* TO DO: Provide the number of lines where the word "this" occurs, and no other text.

## begin RAW DATA

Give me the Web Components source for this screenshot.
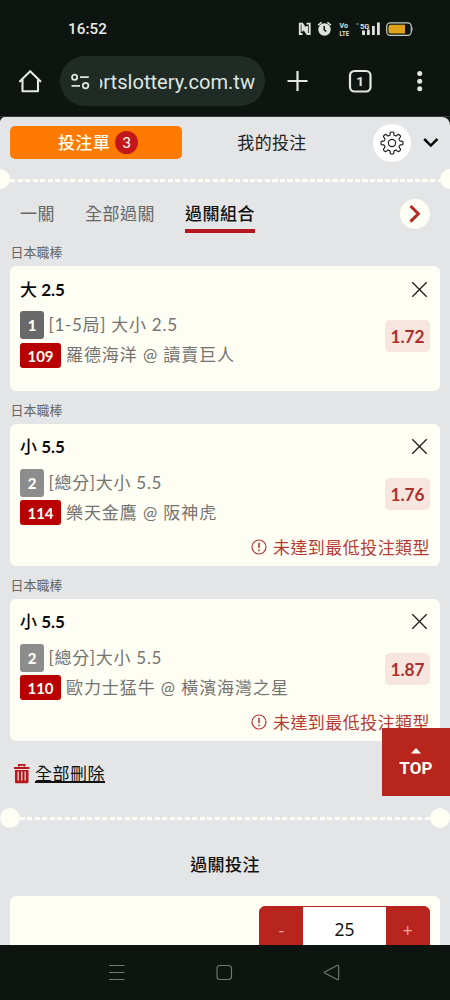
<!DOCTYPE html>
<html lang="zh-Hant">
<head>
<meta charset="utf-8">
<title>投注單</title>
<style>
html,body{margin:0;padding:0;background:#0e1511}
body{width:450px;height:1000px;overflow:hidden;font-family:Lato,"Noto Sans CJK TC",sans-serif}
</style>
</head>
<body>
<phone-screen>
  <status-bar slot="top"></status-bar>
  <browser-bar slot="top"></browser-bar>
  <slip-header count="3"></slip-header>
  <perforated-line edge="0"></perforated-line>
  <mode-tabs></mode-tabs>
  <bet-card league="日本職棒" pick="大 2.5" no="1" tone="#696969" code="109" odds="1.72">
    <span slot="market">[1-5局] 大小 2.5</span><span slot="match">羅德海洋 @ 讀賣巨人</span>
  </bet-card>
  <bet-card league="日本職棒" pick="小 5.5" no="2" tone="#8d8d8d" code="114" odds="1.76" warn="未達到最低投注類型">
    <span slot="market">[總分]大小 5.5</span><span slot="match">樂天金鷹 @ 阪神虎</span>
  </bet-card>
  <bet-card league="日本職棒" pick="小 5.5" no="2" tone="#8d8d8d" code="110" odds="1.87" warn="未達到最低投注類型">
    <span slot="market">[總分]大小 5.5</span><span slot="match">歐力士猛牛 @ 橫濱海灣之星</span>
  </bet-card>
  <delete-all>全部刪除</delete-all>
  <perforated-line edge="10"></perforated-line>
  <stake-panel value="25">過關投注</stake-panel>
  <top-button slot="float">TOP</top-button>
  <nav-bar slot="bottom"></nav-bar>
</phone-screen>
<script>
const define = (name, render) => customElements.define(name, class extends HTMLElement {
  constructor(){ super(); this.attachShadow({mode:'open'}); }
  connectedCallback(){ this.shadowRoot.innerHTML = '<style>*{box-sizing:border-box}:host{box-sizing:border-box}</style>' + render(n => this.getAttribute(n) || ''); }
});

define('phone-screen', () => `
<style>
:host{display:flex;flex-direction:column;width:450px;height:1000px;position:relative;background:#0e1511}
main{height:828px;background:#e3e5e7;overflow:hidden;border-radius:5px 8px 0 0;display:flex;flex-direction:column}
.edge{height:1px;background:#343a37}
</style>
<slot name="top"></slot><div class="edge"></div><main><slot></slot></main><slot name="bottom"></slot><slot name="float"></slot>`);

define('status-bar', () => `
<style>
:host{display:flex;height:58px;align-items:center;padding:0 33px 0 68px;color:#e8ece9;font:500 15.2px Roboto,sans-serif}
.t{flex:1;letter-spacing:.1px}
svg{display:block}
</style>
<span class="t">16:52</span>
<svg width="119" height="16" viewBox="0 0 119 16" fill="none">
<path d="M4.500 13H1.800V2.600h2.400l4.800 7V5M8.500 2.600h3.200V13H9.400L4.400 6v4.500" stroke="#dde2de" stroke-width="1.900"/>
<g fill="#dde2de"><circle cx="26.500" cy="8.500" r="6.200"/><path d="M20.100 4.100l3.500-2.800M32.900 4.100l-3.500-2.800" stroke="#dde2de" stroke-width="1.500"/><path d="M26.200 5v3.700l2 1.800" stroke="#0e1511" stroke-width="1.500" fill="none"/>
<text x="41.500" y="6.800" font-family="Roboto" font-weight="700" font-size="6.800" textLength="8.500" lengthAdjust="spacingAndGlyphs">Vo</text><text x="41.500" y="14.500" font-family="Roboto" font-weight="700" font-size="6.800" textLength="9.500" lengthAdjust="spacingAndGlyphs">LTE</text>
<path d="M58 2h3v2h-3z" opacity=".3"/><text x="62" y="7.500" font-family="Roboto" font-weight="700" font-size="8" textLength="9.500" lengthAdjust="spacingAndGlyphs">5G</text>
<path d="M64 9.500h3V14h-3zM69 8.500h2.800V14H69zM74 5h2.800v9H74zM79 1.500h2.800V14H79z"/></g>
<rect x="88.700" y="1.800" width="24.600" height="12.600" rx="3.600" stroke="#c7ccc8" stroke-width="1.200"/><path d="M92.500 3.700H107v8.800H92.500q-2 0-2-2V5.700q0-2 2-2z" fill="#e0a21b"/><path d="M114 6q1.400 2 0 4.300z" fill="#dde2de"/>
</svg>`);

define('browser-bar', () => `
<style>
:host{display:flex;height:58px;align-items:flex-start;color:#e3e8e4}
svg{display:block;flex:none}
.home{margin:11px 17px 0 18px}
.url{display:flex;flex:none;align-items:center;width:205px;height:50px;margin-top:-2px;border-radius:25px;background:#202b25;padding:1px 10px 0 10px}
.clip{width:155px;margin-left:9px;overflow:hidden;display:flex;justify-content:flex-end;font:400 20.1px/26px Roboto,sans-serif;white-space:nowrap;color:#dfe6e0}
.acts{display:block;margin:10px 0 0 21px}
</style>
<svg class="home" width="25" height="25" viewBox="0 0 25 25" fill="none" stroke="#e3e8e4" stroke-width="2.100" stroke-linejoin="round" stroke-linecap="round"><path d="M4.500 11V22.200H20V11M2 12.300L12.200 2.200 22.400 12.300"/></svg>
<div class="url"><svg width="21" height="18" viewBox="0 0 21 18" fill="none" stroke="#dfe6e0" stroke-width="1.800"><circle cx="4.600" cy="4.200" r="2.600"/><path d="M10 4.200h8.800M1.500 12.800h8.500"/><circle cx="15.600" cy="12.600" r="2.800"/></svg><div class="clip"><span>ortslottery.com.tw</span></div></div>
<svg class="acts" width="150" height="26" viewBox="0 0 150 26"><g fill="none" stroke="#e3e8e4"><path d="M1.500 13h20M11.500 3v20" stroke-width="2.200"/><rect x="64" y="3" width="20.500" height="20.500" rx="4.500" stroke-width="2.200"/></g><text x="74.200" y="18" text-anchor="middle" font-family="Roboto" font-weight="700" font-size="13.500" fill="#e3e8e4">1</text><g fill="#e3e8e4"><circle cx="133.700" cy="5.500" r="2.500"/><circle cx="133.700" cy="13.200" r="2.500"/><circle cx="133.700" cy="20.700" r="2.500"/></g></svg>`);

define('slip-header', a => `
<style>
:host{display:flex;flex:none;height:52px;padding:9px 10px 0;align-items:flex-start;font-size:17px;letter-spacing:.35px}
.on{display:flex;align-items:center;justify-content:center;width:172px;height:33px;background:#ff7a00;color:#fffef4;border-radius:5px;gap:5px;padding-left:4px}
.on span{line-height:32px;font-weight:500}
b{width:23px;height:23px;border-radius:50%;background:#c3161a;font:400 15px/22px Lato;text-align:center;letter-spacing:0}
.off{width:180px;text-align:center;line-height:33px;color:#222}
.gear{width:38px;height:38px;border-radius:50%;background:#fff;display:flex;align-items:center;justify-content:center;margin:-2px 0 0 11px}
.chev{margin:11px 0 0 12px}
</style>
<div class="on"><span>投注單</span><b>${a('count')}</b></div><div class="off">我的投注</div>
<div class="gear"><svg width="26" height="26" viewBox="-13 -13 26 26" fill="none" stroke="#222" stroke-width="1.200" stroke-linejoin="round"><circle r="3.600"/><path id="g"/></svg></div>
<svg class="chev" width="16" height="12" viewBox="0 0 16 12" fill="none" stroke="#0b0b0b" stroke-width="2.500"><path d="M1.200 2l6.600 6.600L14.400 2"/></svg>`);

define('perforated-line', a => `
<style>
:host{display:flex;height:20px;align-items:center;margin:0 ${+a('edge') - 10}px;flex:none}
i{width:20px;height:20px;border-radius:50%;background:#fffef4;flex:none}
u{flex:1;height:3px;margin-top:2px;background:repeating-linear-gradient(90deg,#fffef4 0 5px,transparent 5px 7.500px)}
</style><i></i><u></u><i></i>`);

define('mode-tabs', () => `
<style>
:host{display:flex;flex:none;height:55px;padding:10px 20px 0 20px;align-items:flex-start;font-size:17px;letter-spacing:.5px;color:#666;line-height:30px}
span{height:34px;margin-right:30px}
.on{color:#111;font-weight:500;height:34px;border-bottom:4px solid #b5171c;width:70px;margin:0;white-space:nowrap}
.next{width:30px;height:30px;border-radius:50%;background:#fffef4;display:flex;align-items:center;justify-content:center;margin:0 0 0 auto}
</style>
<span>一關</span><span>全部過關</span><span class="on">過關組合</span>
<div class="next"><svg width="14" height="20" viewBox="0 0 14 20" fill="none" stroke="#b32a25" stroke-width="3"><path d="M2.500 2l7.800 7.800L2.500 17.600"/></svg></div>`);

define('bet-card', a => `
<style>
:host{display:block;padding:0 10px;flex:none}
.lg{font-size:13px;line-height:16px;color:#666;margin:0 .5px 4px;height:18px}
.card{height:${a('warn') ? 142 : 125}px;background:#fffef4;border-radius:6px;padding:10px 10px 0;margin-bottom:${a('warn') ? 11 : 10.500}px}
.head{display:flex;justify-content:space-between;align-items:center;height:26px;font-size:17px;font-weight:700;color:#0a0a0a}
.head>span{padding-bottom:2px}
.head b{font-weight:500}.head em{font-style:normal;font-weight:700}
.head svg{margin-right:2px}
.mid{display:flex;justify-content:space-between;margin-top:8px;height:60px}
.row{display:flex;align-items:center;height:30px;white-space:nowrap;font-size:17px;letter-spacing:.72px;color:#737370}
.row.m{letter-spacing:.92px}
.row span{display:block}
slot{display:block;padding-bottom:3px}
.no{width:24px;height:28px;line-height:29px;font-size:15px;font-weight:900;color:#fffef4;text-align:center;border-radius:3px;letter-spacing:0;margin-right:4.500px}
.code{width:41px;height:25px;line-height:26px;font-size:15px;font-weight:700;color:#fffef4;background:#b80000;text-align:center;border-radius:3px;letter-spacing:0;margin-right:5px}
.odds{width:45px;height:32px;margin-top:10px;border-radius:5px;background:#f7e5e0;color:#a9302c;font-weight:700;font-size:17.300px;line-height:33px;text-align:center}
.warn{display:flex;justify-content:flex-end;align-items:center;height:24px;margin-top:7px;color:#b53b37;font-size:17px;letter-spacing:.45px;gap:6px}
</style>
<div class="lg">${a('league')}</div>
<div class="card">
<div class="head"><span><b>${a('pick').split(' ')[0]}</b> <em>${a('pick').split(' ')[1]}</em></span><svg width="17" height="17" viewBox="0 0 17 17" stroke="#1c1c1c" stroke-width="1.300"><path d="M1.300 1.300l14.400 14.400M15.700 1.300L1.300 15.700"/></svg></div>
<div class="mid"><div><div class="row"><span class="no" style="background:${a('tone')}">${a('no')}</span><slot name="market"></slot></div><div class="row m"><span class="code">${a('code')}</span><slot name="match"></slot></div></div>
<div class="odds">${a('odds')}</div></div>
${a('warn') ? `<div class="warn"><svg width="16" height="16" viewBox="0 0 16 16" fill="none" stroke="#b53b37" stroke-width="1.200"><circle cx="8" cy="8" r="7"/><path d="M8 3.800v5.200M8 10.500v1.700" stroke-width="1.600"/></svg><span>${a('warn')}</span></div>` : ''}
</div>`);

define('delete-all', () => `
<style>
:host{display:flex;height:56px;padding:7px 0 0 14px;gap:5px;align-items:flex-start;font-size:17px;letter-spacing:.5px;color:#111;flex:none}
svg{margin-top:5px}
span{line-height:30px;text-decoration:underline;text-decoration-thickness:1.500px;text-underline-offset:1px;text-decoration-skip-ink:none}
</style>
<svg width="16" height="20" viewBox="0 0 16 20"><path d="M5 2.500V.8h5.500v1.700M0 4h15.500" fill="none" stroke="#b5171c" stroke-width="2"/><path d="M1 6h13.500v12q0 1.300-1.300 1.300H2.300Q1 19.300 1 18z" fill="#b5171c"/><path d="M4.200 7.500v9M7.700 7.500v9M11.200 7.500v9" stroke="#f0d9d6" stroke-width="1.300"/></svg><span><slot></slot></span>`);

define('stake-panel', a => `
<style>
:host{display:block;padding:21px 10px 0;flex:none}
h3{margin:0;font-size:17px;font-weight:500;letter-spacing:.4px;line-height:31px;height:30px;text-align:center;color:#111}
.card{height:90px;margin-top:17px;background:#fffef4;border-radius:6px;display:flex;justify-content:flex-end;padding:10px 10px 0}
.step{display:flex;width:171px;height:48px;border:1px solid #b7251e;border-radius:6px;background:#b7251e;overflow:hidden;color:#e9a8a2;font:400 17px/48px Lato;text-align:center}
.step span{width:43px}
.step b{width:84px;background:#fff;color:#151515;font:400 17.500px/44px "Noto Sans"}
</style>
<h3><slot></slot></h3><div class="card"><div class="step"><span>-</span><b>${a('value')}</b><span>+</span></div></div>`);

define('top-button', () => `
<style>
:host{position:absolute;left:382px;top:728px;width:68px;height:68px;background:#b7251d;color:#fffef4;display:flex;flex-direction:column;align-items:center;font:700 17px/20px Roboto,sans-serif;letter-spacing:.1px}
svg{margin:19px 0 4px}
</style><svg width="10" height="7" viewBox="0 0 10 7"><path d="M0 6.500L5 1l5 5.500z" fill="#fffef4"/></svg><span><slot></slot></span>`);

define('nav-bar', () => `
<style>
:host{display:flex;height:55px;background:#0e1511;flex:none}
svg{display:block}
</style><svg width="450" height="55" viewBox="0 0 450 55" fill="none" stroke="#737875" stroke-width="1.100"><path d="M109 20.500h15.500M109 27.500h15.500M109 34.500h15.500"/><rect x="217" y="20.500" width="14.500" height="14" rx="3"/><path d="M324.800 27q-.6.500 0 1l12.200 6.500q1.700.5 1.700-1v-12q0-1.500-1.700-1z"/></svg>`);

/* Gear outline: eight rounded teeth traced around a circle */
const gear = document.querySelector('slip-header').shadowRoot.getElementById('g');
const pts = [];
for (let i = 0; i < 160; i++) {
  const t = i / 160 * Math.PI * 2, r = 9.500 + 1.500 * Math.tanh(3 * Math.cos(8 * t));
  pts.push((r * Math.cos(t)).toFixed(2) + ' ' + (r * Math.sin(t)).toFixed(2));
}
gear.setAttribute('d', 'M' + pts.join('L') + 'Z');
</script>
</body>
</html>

## end RAW DATA

* EXERCISE ANSWER: 3